* **Exercise directions**
Pull out every line containing the string "components".

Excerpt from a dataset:
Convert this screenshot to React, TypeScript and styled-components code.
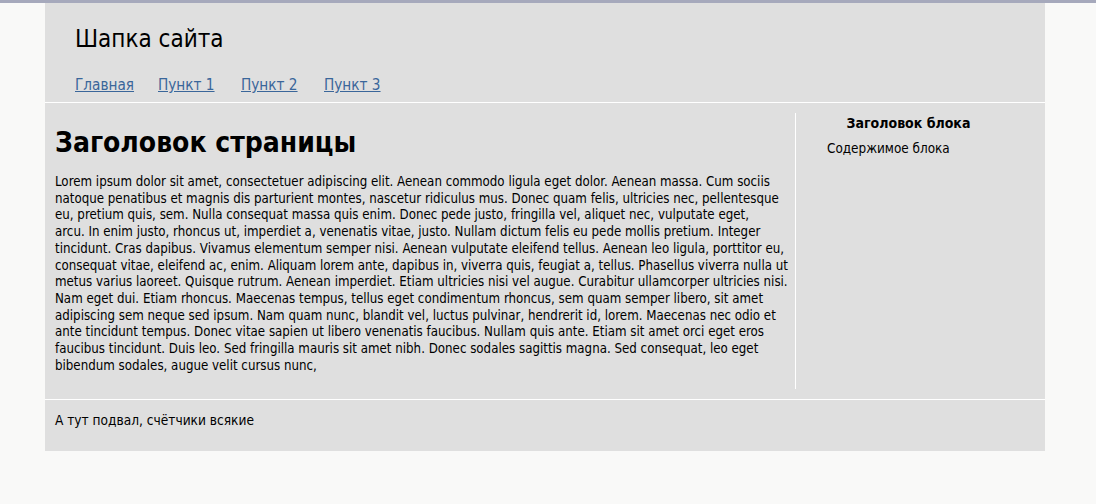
import styled, { createGlobalStyle } from "styled-components";

const GlobalStyle = createGlobalStyle`
  html, body {
    margin: 0;
    padding: 0;
  }
  body {
    background-color: #f9f9f8;
    border-top: 3px solid #a6a9bc;
    font-family: "DejaVu Sans Condensed", "DejaVu Sans", sans-serif;
    font-size: 13.2px;
    line-height: 16.7px;
    color: #000;
  }
`;

const Page = styled.div`
  width: 1000px;
  margin-left: 45px;
  background-color: #dfdfdf;
`;

const Header = styled.header`
  height: 100px;
  box-sizing: border-box;
  padding: 22px 30px 0;
  border-bottom: 1px solid #ffffff;
`;

const SiteTitle = styled.div`
  font-size: 24px;
  line-height: 28px;
  margin-bottom: 23px;
`;

const Nav = styled.nav`
  display: grid;
  grid-auto-flow: column;
  grid-auto-columns: 83px;
  justify-content: start;
  font-size: 15.2px;
  line-height: 18px;
`;

const NavLink = styled.a`
  color: #3a669a;
  text-decoration: underline;
  white-space: nowrap;
`;

const Main = styled.div`
  display: flex;
  padding: 10px 0 10px;
`;

const Content = styled.div`
  width: 750px;
  box-sizing: border-box;
  padding: 0 10px;
  h1 {
    font-size: 28px;
    line-height: 32px;
    font-weight: bold;
    margin: 14px 0 15px;
  }
`;

const Text = styled.p`
  margin: 0 0 15px;
  white-space: nowrap;
`;

const Sidebar = styled.aside`
  flex: 1;
  border-left: 1px solid #ffffff;
  padding: 0 55px 0 31px;
  h3 {
    font-size: 14px;
    line-height: 16px;
    font-weight: bold;
    text-align: center;
    margin: 2px 0 10px;
  }
  p {
    margin: 0;
    font-size: 13.4px;
  }
`;

const Footer = styled.footer`
  height: 52px;
  box-sizing: border-box;
  border-top: 1px solid #ffffff;
  padding: 12px 10px 0;
  font-size: 13.6px;
`;

const links = ["Главная", "Пункт 1", "Пункт 2", "Пункт 3"];

const loremLines = [
  "Lorem ipsum dolor sit amet, consectetuer adipiscing elit. Aenean commodo ligula eget dolor. Aenean massa. Cum sociis",
  "natoque penatibus et magnis dis parturient montes, nascetur ridiculus mus. Donec quam felis, ultricies nec, pellentesque",
  "eu, pretium quis, sem. Nulla consequat massa quis enim. Donec pede justo, fringilla vel, aliquet nec, vulputate eget,",
  "arcu. In enim justo, rhoncus ut, imperdiet a, venenatis vitae, justo. Nullam dictum felis eu pede mollis pretium. Integer",
  "tincidunt. Cras dapibus. Vivamus elementum semper nisi. Aenean vulputate eleifend tellus. Aenean leo ligula, porttitor eu,",
  "consequat vitae, eleifend ac, enim. Aliquam lorem ante, dapibus in, viverra quis, feugiat a, tellus. Phasellus viverra nulla ut",
  "metus varius laoreet. Quisque rutrum. Aenean imperdiet. Etiam ultricies nisi vel augue. Curabitur ullamcorper ultricies nisi.",
  "Nam eget dui. Etiam rhoncus. Maecenas tempus, tellus eget condimentum rhoncus, sem quam semper libero, sit amet",
  "adipiscing sem neque sed ipsum. Nam quam nunc, blandit vel, luctus pulvinar, hendrerit id, lorem. Maecenas nec odio et",
  "ante tincidunt tempus. Donec vitae sapien ut libero venenatis faucibus. Nullam quis ante. Etiam sit amet orci eget eros",
  "faucibus tincidunt. Duis leo. Sed fringilla mauris sit amet nibh. Donec sodales sagittis magna. Sed consequat, leo eget",
  "bibendum sodales, augue velit cursus nunc,",
];

export default function App() {
  return (
    <>
      <GlobalStyle />
      <Page>
        <Header>
          <SiteTitle>Шапка сайта</SiteTitle>
          <Nav>
            {links.map((l) => (
              <NavLink key={l} href="#">
                {l}
              </NavLink>
            ))}
          </Nav>
        </Header>
        <Main>
          <Content>
            <h1>Заголовок страницы</h1>
            <Text>
              {loremLines.map((line, i) => (
                <span key={i}>
                  {line}
                  {i < loremLines.length - 1 && <br />}
                </span>
              ))}
            </Text>
          </Content>
          <Sidebar>
            <h3>Заголовок блока</h3>
            <p>Содержимое блока</p>
          </Sidebar>
        </Main>
        <Footer>А тут подвал, счётчики всякие</Footer>
      </Page>
    </>
  );
}
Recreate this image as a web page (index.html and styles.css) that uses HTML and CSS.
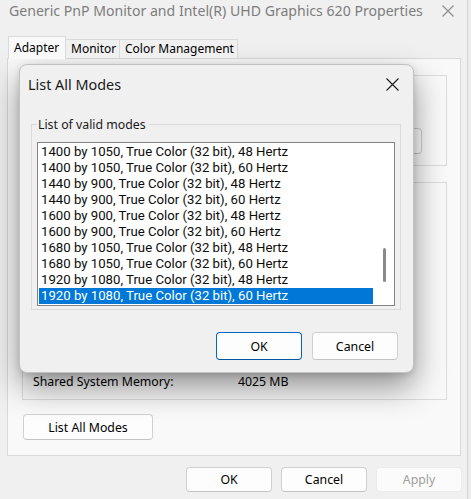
FILE: index.html
```html
<!DOCTYPE html>
<html>
<head>
<meta charset="utf-8">
<link rel="stylesheet" href="styles.css">
</head>
<body>
<div class="window">
  <div class="titlebar">
    <span class="title">Generic PnP Monitor and Intel(R) UHD Graphics 620 Properties</span>
    <svg class="xicon" width="12" height="12" viewBox="0 0 12 12"><path d="M0.5 0.5L11.5 11.5M11.5 0.5L0.5 11.5" stroke="#8a8a8a" stroke-width="1.1" fill="none"/></svg>
  </div>
  <div class="tabs">
    <div class="tab active">Adapter</div>
    <div class="tab">Monitor</div>
    <div class="tab">Color Management</div>
  </div>
  <div class="panel">
    <div class="group g1"><div class="btn gbtn">Properties</div></div>
    <div class="group g2">
      <div class="memrow"><span class="memlabel">Shared System Memory:</span><span>4025 MB</span></div>
    </div>
    <div class="btn listbtn">List All Modes</div>
  </div>
  <div class="footer">
    <div class="btn fbtn">OK</div>
    <div class="btn fbtn">Cancel</div>
    <div class="btn fbtn disabled">Apply</div>
  </div>

  <div class="dialog">
    <div class="dtitlebar">
      <span class="dtitle">List All Modes</span>
      <svg class="dx" width="13" height="13" viewBox="0 0 13 13"><path d="M0.5 0.5L12.5 12.5M12.5 0.5L0.5 12.5" stroke="#1a1a1a" stroke-width="1.1" fill="none"/></svg>
    </div>
    <fieldset class="modes">
      <legend>List of valid modes</legend>
      <div class="listbox">
        <div class="rows">
          <div class="row">1400 by 1050, True Color (32 bit), 48 Hertz</div>
          <div class="row">1400 by 1050, True Color (32 bit), 60 Hertz</div>
          <div class="row">1440 by 900, True Color (32 bit), 48 Hertz</div>
          <div class="row">1440 by 900, True Color (32 bit), 60 Hertz</div>
          <div class="row">1600 by 900, True Color (32 bit), 48 Hertz</div>
          <div class="row">1600 by 900, True Color (32 bit), 60 Hertz</div>
          <div class="row">1680 by 1050, True Color (32 bit), 48 Hertz</div>
          <div class="row">1680 by 1050, True Color (32 bit), 60 Hertz</div>
          <div class="row">1920 by 1080, True Color (32 bit), 48 Hertz</div>
          <div class="row sel">1920 by 1080, True Color (32 bit), 60 Hertz</div>
        </div>
        <div class="scroll"><div class="thumb"></div></div>
      </div>
    </fieldset>
    <div class="dbuttons">
      <div class="btn dbtn default">OK</div>
      <div class="btn dbtn">Cancel</div>
    </div>
  </div>
</div>
</body>
</html>
```

FILE: styles.css
```css
html, body {
  margin: 0;
  padding: 0;
}
body {
  width: 471px;
  height: 499px;
  overflow: hidden;
  background: #ececec;
  font-family: "Noto Sans", "Open Sans", sans-serif;
  font-size: 12.3px;
  color: #000;
}
.window {
  position: relative;
  width: 468px;
  height: 499px;
  background: #f0f0f0;
  border-right: 1px solid #d4d4d4;
  box-sizing: border-box;
}
.titlebar {
  height: 21px;
  display: flex;
  align-items: center;
  justify-content: space-between;
  padding: 0 13px 0 9px;
}
.title {
  font-size: 14.1px;
  color: #7d7d7d;
  white-space: nowrap;
}
.tabs {
  display: flex;
  align-items: flex-end;
  height: 22px;
  margin: 15px 0 0 8px;
  position: relative;
  z-index: 1;
}
.tab {
  height: 19px;
  line-height: 18px;
  padding: 0 5px;
  border: 1px solid #d9d9d9;
  border-bottom: none;
  background: #f0f0f0;
  box-sizing: border-box;
  white-space: nowrap;
  font-size: 12px;
}
.tab + .tab {
  border-left: none;
}
.tab.active {
  height: 23px;
  line-height: 22px;
  background: #f9f9f9;
  width: 58px;
  margin-bottom: -1px;
  padding: 0 5px;
}
.tab:nth-child(2) { width: 54px; }
.tab:nth-child(3) { width: 118px; }
.panel {
  margin-left: 7px;
  width: 454px;
  height: 398px;
  border: 1px solid #d9d9d9;
  background: #f9f9f9;
  box-sizing: border-box;
  padding: 16px 0 0 14px;
  display: flex;
  flex-direction: column;
}
.group {
  width: 425px;
  border: 1px solid #dcdcdc;
  box-sizing: border-box;
}
.g1 {
  height: 91px;
  display: flex;
  justify-content: flex-end;
  padding: 52px 24px 0 0;
}
.gbtn {
  width: 90px;
  height: 26px;
}
.g2 {
  height: 218px;
  margin-top: 16px;
  display: flex;
  flex-direction: column;
  justify-content: flex-end;
  padding: 0 0 9px 10px;
}
.memrow {
  display: flex;
  line-height: 16px;
}
.memlabel {
  width: 205px;
}
.btn {
  display: flex;
  align-items: center;
  justify-content: center;
  background: #fdfdfd;
  border: 1px solid #d0d0d0;
  border-bottom-color: #c4c4c4;
  border-radius: 4px;
  box-sizing: border-box;
  white-space: nowrap;
}
.listbtn {
  width: 130px;
  height: 26px;
  margin-top: 14px;
  margin-left: 1px;
}
.footer {
  display: flex;
  justify-content: flex-end;
  gap: 9px;
  padding: 11px 5px 0 0;
}
.fbtn {
  width: 86px;
  height: 25px;
}
.fbtn.disabled {
  color: #a0a0a0;
  background: #fbfbfb;
  border-color: #ececec;
}

/* dialog */
.dialog {
  position: absolute;
  left: 19px;
  top: 64px;
  width: 395px;
  height: 309px;
  box-sizing: border-box;
  background: #f0f0f0;
  border: 1px solid #c2c2c2;
  border-radius: 8px;
  box-shadow: 0 14px 32px rgba(0, 0, 0, 0.42), 0 2px 6px rgba(0, 0, 0, 0.12);
  display: flex;
  flex-direction: column;
}
.dtitlebar {
  height: 38px;
  display: flex;
  align-items: center;
  justify-content: space-between;
  padding: 1px 14px 0 8px;
  box-sizing: border-box;
}
.dtitle {
  font-size: 14.4px;
  color: #1a1a1a;
}
.modes {
  margin: 13px 0 0 11px;
  width: 370px;
  height: 194px;
  box-sizing: border-box;
  border: 1px solid #dadada;
  padding: 0 0 0 5px;
}
.modes legend {
  padding: 0 3px 0 1px;
  margin-left: 0;
  line-height: 17px;
  color: #1a1a1a;
}
.listbox {
  margin-top: 9px;
  width: 358px;
  height: 164px;
  box-sizing: border-box;
  border: 1px solid #828282;
  background: #fff;
  display: flex;
}
.rows {
  width: 334px;
  padding: 1px 0 1px 1px;
}
.row {
  height: 16px;
  line-height: 16px;
  padding-left: 2px;
  white-space: nowrap;
  color: #0c0c0c;
  font-family: Roboto, "Noto Sans", sans-serif;
  font-size: 13.2px;
}
.row.sel {
  background: #0078d7;
  color: #fff;
}
.scroll {
  flex: 1;
  display: flex;
  justify-content: center;
  padding-left: 1px;
}
.thumb {
  width: 3px;
  height: 34px;
  margin-top: 105px;
  border-radius: 2px;
  background: #8a8a8a;
}
.dbuttons {
  display: flex;
  justify-content: flex-end;
  gap: 10px;
  padding: 22px 15px 0 0;
}
.dbtn {
  width: 86px;
  height: 28px;
}
.dbtn.default {
  border: 1px solid #0067c0;
  border-bottom-color: #00579f;
}
```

* **Answer**
Convert this screenshot to React, TypeScript and styled-components code.
import styled, { createGlobalStyle } from "styled-components";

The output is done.